Recently, I read an article addressing motivational issues and the disconnect that sometimes happens between managers and employees, as well as possible solutions to the problem. “Why your employees are losing motivation,” by Sirota, Mischkind and Meltzer, was published in the April 2006 issue of the Harvard Management Update. Not surprisingly, motivational issues cause problems with productivity and trust.
The article emphasizes that employers must understand the importance of certain practices to ensure high motivation and commitment from employees. Those practices are instilling an inspiring purpose, providing recognition, coaching employees for improvement, building camaraderie, finding solutions and facing poor performance. The authors’ research found about 85 percent of employees’ morale sharply decreases after the first six months at a new company and continues to decline thereafter. To reverse this trend, management must fulfill three areas most employees want:
- Achievement – to be proud of one’s job, accomplishments and employer.
- Equity – to be respected and treated fairly in pay, benefits and job security.
- Camaraderie – to have good, productive relationships with fellow employees.

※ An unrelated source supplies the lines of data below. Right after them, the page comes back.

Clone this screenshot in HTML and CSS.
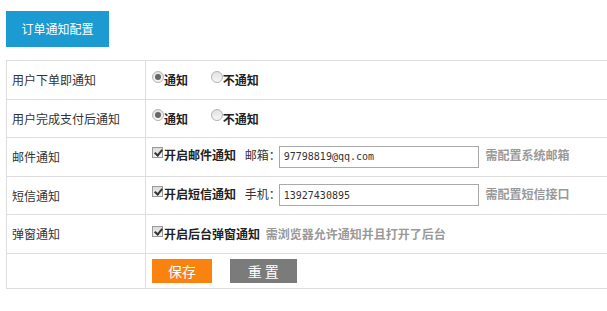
FILE: index.html
```html
<!DOCTYPE html>
<html lang="zh-CN">
<head>
<meta charset="UTF-8">
<meta name="viewport" content="width=device-width, initial-scale=1.0">
<title>订单通知配置</title>
<link rel="stylesheet" href="styles.css">
</head>
<body>
<div class="page">
  <div class="tab-title">订单通知配置</div>
  <table class="config-table">
    <tr>
      <td class="label">用户下单即通知</td>
      <td>
        <label class="opt"><input type="radio" name="order" checked><b>通知</b></label>
        <label class="opt"><input type="radio" name="order"><b>不通知</b></label>
      </td>
    </tr>
    <tr>
      <td class="label">用户完成支付后通知</td>
      <td>
        <label class="opt"><input type="radio" name="pay" checked><b>通知</b></label>
        <label class="opt"><input type="radio" name="pay"><b>不通知</b></label>
      </td>
    </tr>
    <tr>
      <td class="label">邮件通知</td>
      <td>
        <label class="opt"><input type="checkbox" checked><b>开启邮件通知</b></label>
        <span class="field-name">邮箱：</span><input class="text-input" type="text" value="97798819@qq.com">
        <span class="hint">需配置系统邮箱</span>
      </td>
    </tr>
    <tr>
      <td class="label">短信通知</td>
      <td>
        <label class="opt"><input type="checkbox" checked><b>开启短信通知</b></label>
        <span class="field-name">手机：</span><input class="text-input" type="text" value="13927430895">
        <span class="hint">需配置短信接口</span>
      </td>
    </tr>
    <tr>
      <td class="label">弹窗通知</td>
      <td>
        <label class="opt"><input type="checkbox" checked><b>开启后台弹窗通知</b></label>
        <span class="hint hint-near">需浏览器允许通知并且打开了后台</span>
      </td>
    </tr>
    <tr class="last-row">
      <td class="label"></td>
      <td>
        <button class="btn btn-save">保存</button>
        <button class="btn btn-reset">重 置</button>
      </td>
    </tr>
  </table>
</div>
</body>
</html>
```

FILE: styles.css
```css
body {
  margin: 0;
  font-family: "Noto Sans CJK SC", "Liberation Sans", sans-serif;
  font-size: 12px;
  color: #333;
  background: #fff;
}

.page {
  padding: 11px 0 0 6px;
}

.tab-title {
  width: 103px;
  height: 36px;
  line-height: 36px;
  text-align: center;
  background-color: #1b9bd1;
  color: #fff;
  font-size: 12px;
  margin-bottom: 13px;
}

.config-table {
  width: 601px;
  border-collapse: collapse;
}

.config-table td {
  border: 1px solid #ddd;
  height: 37.5px;
  padding: 0 6px;
  vertical-align: middle;
  white-space: nowrap;
}

.config-table td:last-child {
  border-right: none;
}

.config-table td.label {
  width: 127px;
  padding-left: 5px;
}

.config-table .last-row td {
  height: 34px;
}

.opt {
  display: inline-flex;
  align-items: center;
  margin-right: 20px;
  color: #222;
}

.opt b {
  font-weight: bold;
}

input[type="radio"] {
  appearance: none;
  width: 12px;
  height: 12px;
  margin: 0;
  border: 1px solid #b4b4b4;
  border-radius: 50%;
  background: linear-gradient(#e2e2e2, #f6f6f6);
  position: relative;
  top: -3px;
}

input[type="radio"]:checked::after {
  content: "";
  position: absolute;
  left: 2px;
  top: 2px;
  width: 6px;
  height: 6px;
  border-radius: 50%;
  background: #666;
}

input[type="checkbox"] {
  appearance: none;
  width: 11px;
  height: 11px;
  margin: 0 1px 0 0;
  border: 1px solid #999;
  background: linear-gradient(#dcdcdc, #f2f2f2);
  position: relative;
  top: -2px;
}

input[type="checkbox"]:checked::after {
  content: "";
  position: absolute;
  left: 3px;
  top: 0px;
  width: 3px;
  height: 6px;
  border: solid #333;
  border-width: 0 2px 2px 0;
  transform: rotate(40deg);
}

.config-table td .opt:has(input[type="checkbox"]) {
  margin-right: 6px;
}

.field-name {
  color: #333;
  margin-right: -2px;
}

.text-input {
  width: 200px;
  height: 22px;
  box-sizing: border-box;
  border: 1px solid #a9a9a9;
  padding: 0 4px;
  font-family: "DejaVu Sans Mono", monospace;
  font-size: 10px;
  color: #333;
  vertical-align: middle;
}

.hint {
  color: #999;
  font-weight: bold;
  margin-left: 4px;
}

.hint-near {
  margin-left: -3px;
}

.btn {
  height: 24px;
  border: none;
  color: #fff;
  font-family: "Noto Sans CJK SC", sans-serif;
  font-size: 14px;
  padding: 0;
  cursor: pointer;
  vertical-align: middle;
}

.btn-save {
  width: 60px;
  background-color: #fa820f;
  margin-right: 15px;
}

.btn-reset {
  width: 67px;
  background-color: #7b7b7b;
}
```
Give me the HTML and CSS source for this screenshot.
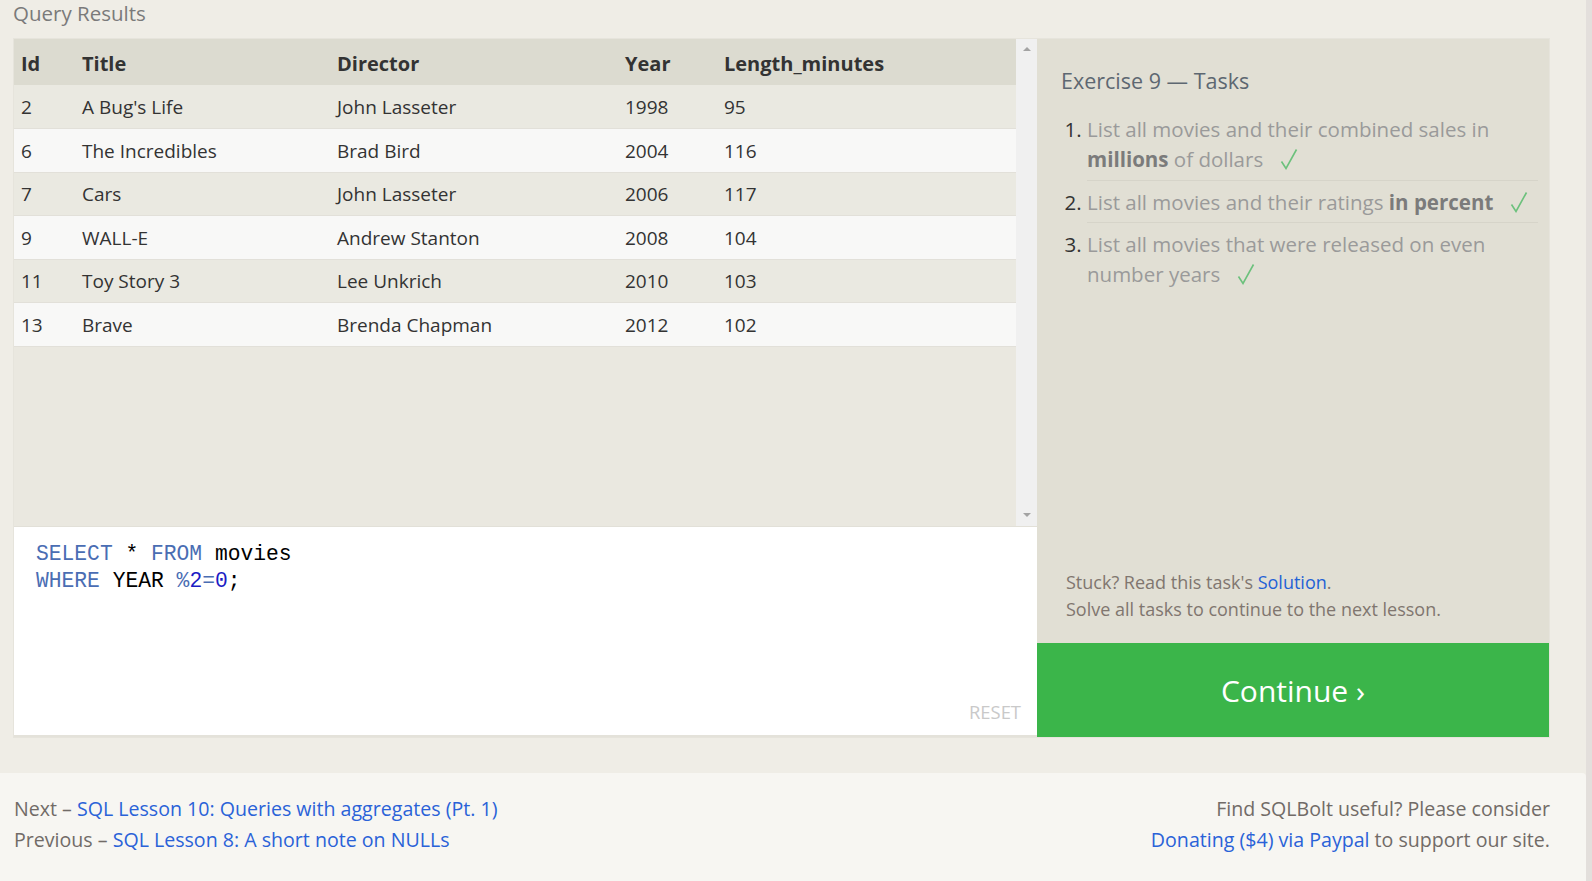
FILE: index.html
```html
<!DOCTYPE html>
<html>
<head>
<meta charset="utf-8">
<title>SQLBolt - Exercise 9</title>
<link rel="stylesheet" href="styles.css">
</head>
<body>
<div class="page">
  <section class="main">
    <h2 class="section-title">Query Results</h2>
    <div class="exercise">
      <div class="left">
        <div class="results">
          <div class="table-wrap">
            <table class="results-table">
              <thead>
                <tr><th class="c-id">Id</th><th class="c-title">Title</th><th class="c-dir">Director</th><th class="c-year">Year</th><th>Length_minutes</th></tr>
              </thead>
              <tbody>
                <tr><td>2</td><td>A Bug's Life</td><td>John Lasseter</td><td>1998</td><td>95</td></tr>
                <tr><td>6</td><td>The Incredibles</td><td>Brad Bird</td><td>2004</td><td>116</td></tr>
                <tr><td>7</td><td>Cars</td><td>John Lasseter</td><td>2006</td><td>117</td></tr>
                <tr><td>9</td><td>WALL-E</td><td>Andrew Stanton</td><td>2008</td><td>104</td></tr>
                <tr><td>11</td><td>Toy Story 3</td><td>Lee Unkrich</td><td>2010</td><td>103</td></tr>
                <tr><td>13</td><td>Brave</td><td>Brenda Chapman</td><td>2012</td><td>102</td></tr>
              </tbody>
            </table>
          </div>
          <div class="scrollbar">
            <span class="arrow up"></span>
            <span class="arrow down"></span>
          </div>
        </div>
        <div class="editor">
          <pre class="code"><span class="kw">SELECT</span> * <span class="kw">FROM</span> movies
<span class="kw">WHERE</span> YEAR <span class="op">%</span><span class="num">2</span><span class="op">=</span><span class="num">0</span>;</pre>
          <div class="reset">RESET</div>
        </div>
      </div>
      <div class="right">
        <div class="tasks">
          <h3 class="tasks-title">Exercise 9 — Tasks</h3>
          <ol class="task-list">
            <li><span class="t">List all movies and their combined sales in <b>millions</b> of dollars</span><svg class="check" viewBox="0 0 18 22" width="18" height="22"><path d="M1.5 13.5 L6 20.5 L16.5 1.5" fill="none" stroke="#6cc17c" stroke-width="1.6"/></svg></li>
            <li><span class="t">List all movies and their ratings <b>in percent</b></span><svg class="check" viewBox="0 0 18 22" width="18" height="22"><path d="M1.5 13.5 L6 20.5 L16.5 1.5" fill="none" stroke="#6cc17c" stroke-width="1.6"/></svg></li>
            <li><span class="t">List all movies that were released on even number years</span><svg class="check" viewBox="0 0 18 22" width="18" height="22"><path d="M1.5 13.5 L6 20.5 L16.5 1.5" fill="none" stroke="#6cc17c" stroke-width="1.6"/></svg></li>
          </ol>
          <div class="help">
            <div>Stuck? Read this task's <a href="#">Solution</a>.</div>
            <div>Solve all tasks to continue to the next lesson.</div>
          </div>
        </div>
        <a class="continue" href="#">Continue ›</a>
      </div>
    </div>
  </section>
  <footer class="footer">
    <div class="nav">
      <div>Next – <a href="#">SQL Lesson 10: Queries with aggregates (Pt. 1)</a></div>
      <div>Previous – <a href="#">SQL Lesson 8: A short note on NULLs</a></div>
    </div>
    <div class="donate">
      <div>Find SQLBolt useful? Please consider</div>
      <div><a href="#">Donating ($4) via Paypal</a> to support our site.</div>
    </div>
  </footer>
</div>
</body>
</html>
```
FILE: styles.css
```css
html {
  background: #e3dfdc;
}
body {
  margin: 0;
  font-family: "Open Sans", "Noto Sans", sans-serif;
  color: #333;
}
.page {
  width: 1586px;
  height: 881px;
  background: #efede6;
  display: flex;
  flex-direction: column;
  overflow: hidden;
}
.main {
  padding: 0 36px 0 13px;
  height: 773px;
  box-sizing: border-box;
}
.section-title {
  margin: 0;
  height: 38px;
  font-weight: 400;
  font-size: 20.5px;
  line-height: 26px;
  color: #7a7a7a;
}
.exercise {
  display: grid;
  grid-template-columns: 1023px 512px;
  border: 1px solid #e6e4dc;
  height: 700px;
  box-sizing: border-box;
}
.left {
  display: flex;
  flex-direction: column;
}
.results {
  display: flex;
  height: 488px;
  box-sizing: border-box;
  background: #eae8e0;
  border-bottom: 1px solid #e2e0d8;
}
.table-wrap {
  flex: 1;
}
.results-table {
  width: 100%;
  border-collapse: collapse;
  font-size: 19px;
}
.results-table th {
  background: #dcdbd0;
  text-align: left;
  font-weight: 700;
  font-size: 20px;
  height: 46px;
  box-sizing: border-box;
  padding: 3px 0 0 7px;
  color: #333;
}
.results-table td {
  height: 43.5px;
  box-sizing: border-box;
  padding: 1px 0 0 7px;
  border-bottom: 1px solid #e2e0d9;
}
.results-table tbody tr:nth-child(odd) td {
  background: #eae9e1;
}
.results-table tbody tr:nth-child(even) td {
  background: #f8f8f7;
}
.c-id { width: 61px; }
.c-title { width: 255px; }
.c-dir { width: 288px; }
.c-year { width: 99px; }
.scrollbar {
  width: 21px;
  background: #f0f0f0;
  display: flex;
  flex-direction: column;
  justify-content: space-between;
  align-items: center;
  padding: 8px 0 9px;
  box-sizing: border-box;
}
.arrow {
  width: 0;
  height: 0;
  border-left: 4px solid transparent;
  border-right: 4px solid transparent;
}
.arrow.up { border-bottom: 4px solid #a3a3a3; }
.arrow.down { border-top: 4px solid #a3a3a3; }
.editor {
  flex: 1;
  background: #fff;
  border-bottom: 2px solid #e4e2da;
  display: flex;
  flex-direction: column;
  justify-content: space-between;
}
.code {
  margin: 0;
  padding: 14px 0 0 22px;
  font-family: "Liberation Mono", "DejaVu Sans Mono", monospace;
  font-size: 21.3px;
  line-height: 27px;
  color: #000;
}
.kw { color: #4a6db3; }
.op { color: #4a6db3; }
.num { color: #1c1cc4; }
.reset {
  align-self: flex-end;
  margin: 0 16px 11px 0;
  font-size: 18.4px;
  color: #c9c9c9;
}
.right {
  display: flex;
  flex-direction: column;
  background: #e1dfd4;
}
.tasks {
  flex: 1;
  display: flex;
  flex-direction: column;
  padding: 0 11px 0 24px;
}
.tasks-title {
  margin: 27px 0 0;
  font-weight: 400;
  font-size: 21.5px;
  line-height: 30px;
  color: #5d6771;
}
.task-list {
  margin: 12px 0 0;
  padding: 0 0 0 26px;
  font-size: 20.5px;
  line-height: 30.3px;
  color: #333;
}
.task-list li {
  padding: 6px 0 5px;
  border-bottom: 1px solid #d6d4c9;
}
.task-list li:last-child {
  border-bottom: none;
}
.task-list .t {
  color: #9a9a9a;
}
.task-list b {
  color: #7b7b7b;
}
.check {
  margin-left: 17px;
  vertical-align: -3px;
}
.help {
  margin-top: auto;
  padding: 0 0 20px 5px;
  font-size: 18px;
  line-height: 27px;
  color: #80766f;
}
.help a {
  color: #1f62d6;
  text-decoration: none;
}
.continue {
  display: flex;
  align-items: center;
  justify-content: center;
  height: 94px;
  background: #3bb54a;
  color: #fff;
  font-size: 30px;
  text-decoration: none;
}
.footer {
  flex: 1;
  background: #f7f6f2;
  border-top-right-radius: 4px;
  display: flex;
  justify-content: space-between;
  padding: 21px 36px 0 14px;
  font-size: 19.6px;
  line-height: 30.5px;
  color: #716b67;
}
.footer a {
  color: #2a62d8;
  text-decoration: none;
}
.donate {
  text-align: right;
}
```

The following practices have been proven to maintain employee motivation and morale and will help employers fulfill the three aforementioned areas.
Instill an inspiring purpose
A critical condition for employee enthusiasm is a clear, credible and inspiring organizational purpose summed up in a mission statement, which, if properly conceived, is a powerful tool. Equally important is a manager’s ability to explain and communicate the reason behind the mission to subordinates. The mission statement explains what’s important to the organization and its values.
Provide recognition
All accomplishments must be recognized by managers, even if an employee is performing tasks he’s paid to do, because everyone appreciates a compliment. Recognition reinforces accomplishments and ensures there will be more of them. A few ways a manager can acknowledge an employee’s positive actions include encouragement, praise in front of others and schedule flexibility. This is one of the most difficult practices for managers to follow, especially if employees are doing the things they’re paid to do. Nonetheless, it’s a necessary practice of good employee management.
Coach for improvement
An employee whose performance is satisfactory should be made aware of it. It’s easier for employees to accept coaching when they know management is pleased with their efforts, and management is helping better them. Managers need to remember the importance of providing feedback in a timely manner. Managers should record and monitor employees’ satisfactory and unsatisfactory actions and use the information in performance reviews, where they can evaluate actions and review the position’s expectations.
Build camaraderie
Teamwork heightens motivation. Research shows work also quality increases when employees work in teams. Whenever possible, managers should organize employees into self-managed teams. This typically reduces costs and time. However, managers should be clear about a team’s role, how it operates and management’s expectations. Most employees prefer to work with their coworkers. This isn’t true in all situations, but if managed properly, teams can serve as a great way for employees to build camaraderie and bond with one another.
Find solutions
Employees are a rich source of information about how to do a job and how to do it better. This principle has been demonstrated with many different employees, from hourly workers doing the most routine tasks to high-ranking professionals. The best managers find opportunities to have direct conversations with individuals and give employees freedom to operate and make changes on their own, with their knowledge and experience. The keys are to get through negative talk and to have employees focus on solutions to the problems they face. Many times managers understand how difficult a problem or project can be because they’ve been there themselves. All of us have and will continue to face problems and focus on the solutions that move us forward.
Face poor performance
Managers should identify and deal decisively with employees who don’t want to work. Doing this will raise the morale and performance of other employees, who will understand an obstacle to their performance has been removed. Managers owe it to employees to tell them if their performance is unsatisfactory and why, and should give examples. If managers are unfair or inconsistent with employees, good performers get nervous and upset and will likely leave the organization.